Not the parent, but I don't see how this is normal. Your sales team giving customers high expectations is a recipe for customer disatisfaction. Releasing broken things binds resources on unnecessary things that would have otherwise been used to stabilize foundations or add new features. So you essentially have a sales teams sabotaging the plans of the engineering team by extorting them with things they promised to customers.

These are the signs of a dysfunctional and badly managed organization. Your sales guys should have a realistic image of your capabilities and customers should get things when the lead of engineering deems them ready. And if you don't trust their judgement on that, it is either a you-issue or a them-issue.

Completely agree with the ideal situation you present. The problem is that this doesn't hold up under the pressures of small teams chasing high growth.

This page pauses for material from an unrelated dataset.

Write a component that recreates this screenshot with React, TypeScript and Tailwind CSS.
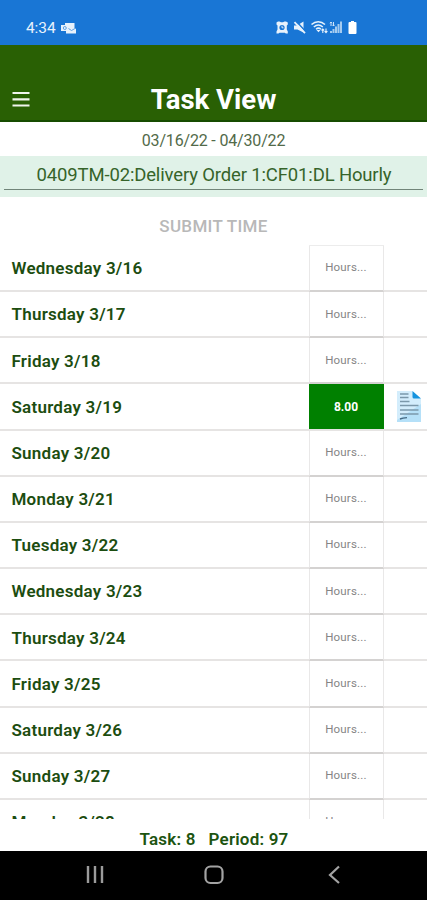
type Day = {
  label: string
  hours?: string
}

const days: Day[] = [
  { label: 'Wednesday 3/16' },
  { label: 'Thursday 3/17' },
  { label: 'Friday 3/18' },
  { label: 'Saturday 3/19', hours: '8.00' },
  { label: 'Sunday 3/20' },
  { label: 'Monday 3/21' },
  { label: 'Tuesday 3/22' },
  { label: 'Wednesday 3/23' },
  { label: 'Thursday 3/24' },
  { label: 'Friday 3/25' },
  { label: 'Saturday 3/26' },
  { label: 'Sunday 3/27' },
  { label: 'Monday 3/28' },
]

function OutlookIcon() {
  return (
    <svg className="ml-[5px] h-3 w-[15px]" viewBox="0 0 15 12" fill="none">
      <path d="M4 1h9.500v5l1.500 1v4.500H5V9H0V3h4z" fill="#e8f2fc" />
      <circle cx="3.800" cy="6" r="1.500" stroke="#4f97e0" strokeWidth="0.9" />
      <path d="M7.500 6.500l3 2 3.500-2" stroke="#4f97e0" strokeWidth="0.9" />
    </svg>
  )
}

function StatusIcons() {
  return (
    <svg className="h-4 w-[84px]" viewBox="0 0 84 16" fill="none">
      {/* alarm */}
      <path d="M1.500 2.600 3 1.500h1.500L6 2.200h2l1.500-.7H11l1.800 1.100v1.900l-1 1v4l1 2v2h-2l-1-.8H4.500l-1 .8h-2v-2l1-2v-4l-1-1z" fill="#e8f2fc" />
      <circle cx="7" cy="7.500" r="2.600" fill="#1976d5" />
      <path d="M7 5.800v2h1.500" stroke="#e8f2fc" strokeWidth="0.9" />
      {/* muted speaker */}
      <path d="M19 5.500h3L28.500 1.500v11L22.500 9.500H19z" fill="#e8f2fc" />
      <path d="m21.500 1.500 9.500 10.500" stroke="#1976d5" strokeWidth="1.500" />
      <path d="m19.500 2.200 10.500 11" stroke="#e8f2fc" strokeWidth="1.800" />
      {/* wifi */}
      <path d="M36.500 4.500c4-3.800 9.500-3.800 13.500 0M38.800 7c3-2.600 6-2.600 9 0M41 9.200c1.600-1.400 3.400-1.400 5 0" stroke="#e8f2fc" strokeWidth="1.500" />
      <path d="m41.500 10 2 2.300 2-2.300z" fill="#e8f2fc" />
      <path d="M47.800 13V9m-1.400 1.300L47.800 9l1.400 1.300M51 8.500v4m-1.400-1.300 1.400 1.400 1.400-1.400" stroke="#e8f2fc" strokeWidth="1.100" />
      {/* mobile signal */}
      <path d="M56 13v-2M58.500 13V9M61 13V6.500M63.500 13V4M66 13V1.500" stroke="#a5cbf0" strokeWidth="2" />
      <path d="M56 2v4m-1.200-2.800L56 2l1.200 1.200M58.500 2v4m-1.200-1.200L58.500 6l1.200-1.200" stroke="#cfe3f8" strokeWidth="1" />
      {/* battery */}
      <path d="M76 1h3v1h1.500q1 0 1 1v10q0 1-1 1h-6q-1 0-1-1V3q0-1 1-1H76z" fill="#fff" />
    </svg>
  )
}

function NoteIcon() {
  return (
    <svg className="h-[33px] w-[26px]" viewBox="0 0 26 33" fill="none">
      <path d="M1 1h15l9 8v23H1z" fill="#d3edfc" />
      <path d="M25 14v18H1v-2z" fill="#b5e0f8" />
      <path d="M16.500 1 25 8.500h-7q-1.500 0-1.500-1.500z" fill="#1593de" />
      <path d="M4 4h8.500M4 7.500h8.500M4 11.500h9.500M4 15.500h18.500M4 20h18.500M4 24h18.500" stroke="#7b98aa" strokeWidth="1.3" />
      <path d="m4 29 3-.8 4-.5" stroke="#456983" strokeWidth="1.3" />
    </svg>
  )
}

function DayRow({ day }: { day: Day }) {
  return (
    <div className="flex h-[46.17px] shrink-0 border-b-2 border-[#e6e4e3]">
      <div className="flex w-[309px] items-center pt-[2px] pl-[11.5px] text-[17px] font-semibold tracking-[0.24px] text-[#1c4d10]">
        {day.label}
      </div>
      {day.hours ? (
        <div className="flex w-[75px] items-center justify-center bg-[#008000] pr-px text-[12px] font-bold text-white">
          {day.hours}
        </div>
      ) : (
        <div className="-mb-0.5 flex w-[75px] items-center justify-center border-x border-b-2 border-x-[#e9e8e8] border-b-[#d4d2d1] pr-px text-[11.5px] tracking-[0.2px] text-[#858585]">
          Hours...
        </div>
      )}
      {day.hours && (
        <div className="flex flex-1 items-center justify-center pl-[7px]">
          <NoteIcon />
        </div>
      )}
    </div>
  )
}

function App() {
  return (
    <div className="flex h-[900px] w-[427px] flex-col overflow-hidden bg-white font-['Roboto','Liberation_Sans',sans-serif]">
      <div className="flex h-[45px] shrink-0 items-center bg-[#1976d5] pt-[11px] pl-[26px] text-[15.5px] text-[#e8f2fc]">
        <span className="pt-px tracking-[-0.1px]">4:34</span>
        <OutlookIcon />
        <div className="ml-auto pr-[68px]">
          <StatusIcons />
        </div>
      </div>

      <header className="grid h-[77px] shrink-0 grid-cols-[60px_1fr_60px] items-center border-b-2 border-[#174c00] bg-[#296004] pt-[33px]">
        <svg className="ml-3 h-[18px] w-[18px]" viewBox="0 0 18 18" stroke="#f0f5ed" strokeWidth="2.2">
          <path d="M.5 3h17M.5 9.300h17M.5 15.500h17" />
        </svg>
        <h1 className="pt-0.5 text-center text-[27.5px] leading-none font-bold text-white">Task View</h1>
      </header>

      <div className="flex h-[34px] shrink-0 items-center justify-center pt-[3px] text-[16px] tracking-[-0.17px] text-[#526a49]">
        03/16/22 - 04/30/22
      </div>
      <div className="h-[41px] shrink-0 bg-[#e0f2e8] px-1 pt-[5px]">
        <div className="flex h-[29px] items-center justify-center border-b border-[#718579] pt-[2px] pl-px text-[18.5px] tracking-[-0.15px] whitespace-nowrap text-[#36642a]">
          0409TM-02:Delivery Order 1:CF01:DL Hourly
        </div>
      </div>
      <div className="flex h-12 shrink-0 items-center justify-center pt-[11px] text-[17px] font-medium tracking-[0.3px] text-[#b8b8b8]">
        SUBMIT TIME
      </div>

      <main className="flex h-[574px] shrink-0 flex-col overflow-hidden">
        <div className="ml-[309px] h-px w-[75px] shrink-0 bg-[#ececec]" />
        {days.map((day) => (
          <DayRow key={day.label} day={day} />
        ))}
      </main>

      <footer className="flex h-8 shrink-0 items-center justify-center gap-[13px] pt-[10px] pl-px text-[17px] font-semibold tracking-[0.2px] text-[#1c5410]">
        <span>Task: 8</span>
        <span>Period: 97</span>
      </footer>

      <nav className="flex h-[49px] shrink-0 items-center bg-black pb-px pl-[85px]">
        <svg className="h-5 w-5" viewBox="0 0 20 20" stroke="#9b9b9b" strokeWidth="2.4">
          <path d="M3 1v17M10 1v17M17 1v17" />
        </svg>
        <svg className="ml-[99px] h-5 w-5" viewBox="0 0 20 20" fill="none" stroke="#a3a3a3" strokeWidth="2.2">
          <rect x="1.5" y="1.5" width="17" height="16.5" rx="5" />
        </svg>
        <svg className="ml-[101px] h-5 w-5" viewBox="0 0 20 20" fill="none" stroke="#a3a3a3" strokeWidth="2.2">
          <path d="m14 1.500-9 8.500 9 8" />
        </svg>
      </nav>
    </div>
  )
}

export default App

Nobody is intentionally sabotaging anyone else (usually) but everyone stretches a little bit in the name of growth and things break down at the edges. Revenue growth can be life or death for small companies so, even though it sucks, promises are made and things are rushed. A perfect foundation and completely bug-free features don't matter if the business is dead.

There's a lot of sub-optimal juggling going on around this growth phase where you sometimes need to just focus on keeping the ship afloat until you hit the next set of milestones -> prove your worth -> raise -> grow the team to help shore up the foundation. Even if you aren't raising VC it can still be a similar grind where you need more cash flow to hire more to meet the exploding customer demands.

I will note that this only applies to high growth companies. If you have a pile of cash, strong product conviction (and skill), and the willpower to keep your feature set limited while turning away potential customers, you might be able to build the solid foundation -> sell the rock solid product. That isn't how most startups operate though and once you take VC the clock is ticking.